For $0\le \theta y\le \theta$,

$\begin{array}{c}{F}_{\frac{Y_{\left(n\right)}}{\theta }}\left(y\right)={\left(\frac{y\theta }{\theta }\right)}^{nc}\\ =y^{nc}\end{array}$

For $\theta y>\theta$,

$F_{\frac{Y_{\left(n\right)}}{\theta }}\left(y\right)=1$

The distribution function for $\frac{Y_{\left(n\right)}}{\theta }$ is given below:

$F_{\frac{Y_{\left(n\right)}}{\theta }}\left(y\right)=\{\begin{array}{l}0,y<0,\\ y^{nc},0\le y\le 1,\\ 1,y>1\end{array}$

It is said to be pivotal quantity for $\theta$, if its probability is independent of $\theta$. Now, check whether the probability is independent on $\theta$ as shown below:

$\begin{array}{c}P\left(k<\frac{Y_{\left(n\right)}}{\theta }\le 1\right)=P\left(\frac{Y_{\left(n\right)}}{\theta }\le 1\right)-P\left(\frac{Y_{\left(n\right)}}{\theta }<k\right)\\ =1^{nc}-k^{nc}\\ =1-k^{nc}\end{array}$

Since the above expression is independent of $\theta$, the distribution function of $\frac{Y_{\left(n\right)}}{\theta }$ is a pivotal quantity.

c.

To determine

i Calculate the value of $k$ so that $P\left(k<\frac{Y_{\left(5\right)}}{\theta }\le 1\right)=0.95$.
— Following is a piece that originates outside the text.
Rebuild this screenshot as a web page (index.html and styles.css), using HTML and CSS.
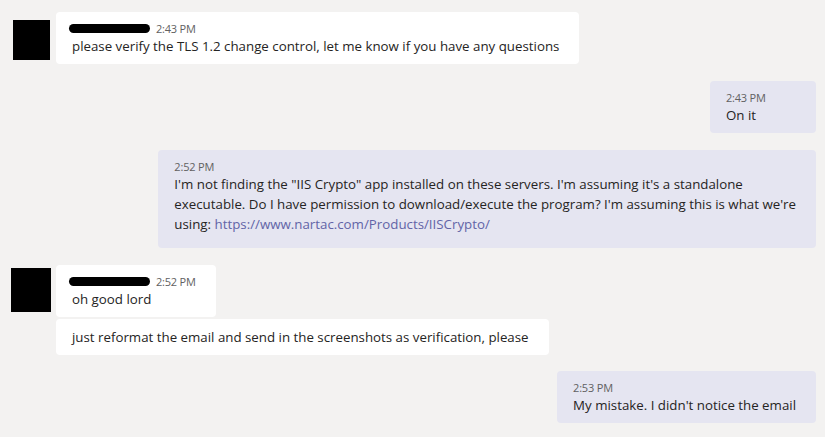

ii Construct 95% confidence interval for $\theta$.

Answer to Problem 132SE

i The value of $k$ is 0.78.

ii The 95% confidence interval for $\theta$ is $\frac{Y_{\left(5\right)}}{1},\frac{Y_{\left(5\right)}}{0.78}$.

Explanation of Solution

The distribution function for $\frac{Y_{\left(n\right)}}{\theta }$ is $F_{\frac{Y_{\left(n\right)}}{\theta }}\left(y\right)=\{\begin{array}{l}0,y<0,\\ y^{nc},0\le y\le 1\\ 1,y>1\end{array}$.

i The value of k is calculated as follows:

$\begin{array}{c}P\left(\frac{Y_{\left(5\right)}}{\theta }\le y\right)=0.95\\ P\left(k<\frac{Y_{\left(n\right)}}{\theta }\le 1\right)=1-k^{nc}\\ P\left(k<\frac{Y_{\left(5\right)}}{\theta }\le 1\right)=1-k^{5\left(2.4\right)}\\ 1-k^{12}=0.95\\ k^{12}=0.05\\ k={0.05}^{\frac{1}{12}}\\ =0.78\end{array}$

Therefore, the value of $k$ is 0.78.

ii

The 95% confidence interval for $\theta$ is calculated as follows:

$\begin{array}{c}0.95=P\left(0.78<\frac{Y_{\left(5\right)}}{\theta }\le 1\right)\\ =P\left(0.78<\frac{Y_{\left(5\right)}}{\theta },\frac{Y_{\left(5\right)}}{\theta }\le 1\right)\\ =P\left(\frac{Y_{\left(5\right)}}{0.78}>\theta ,\frac{Y_{\left(5\right)}}{1}\le \theta \right)\\ =P\left(\frac{Y_{\left(5\right)}}{1}\le \theta <\frac{Y_{\left(5\right)}}{0.78}\right)\end{array}$

The 95% confidence interval for $\theta$ is $\frac{Y_{\left(5\right)}}{1},\frac{Y_{\left(5\right)}}{0.78}$.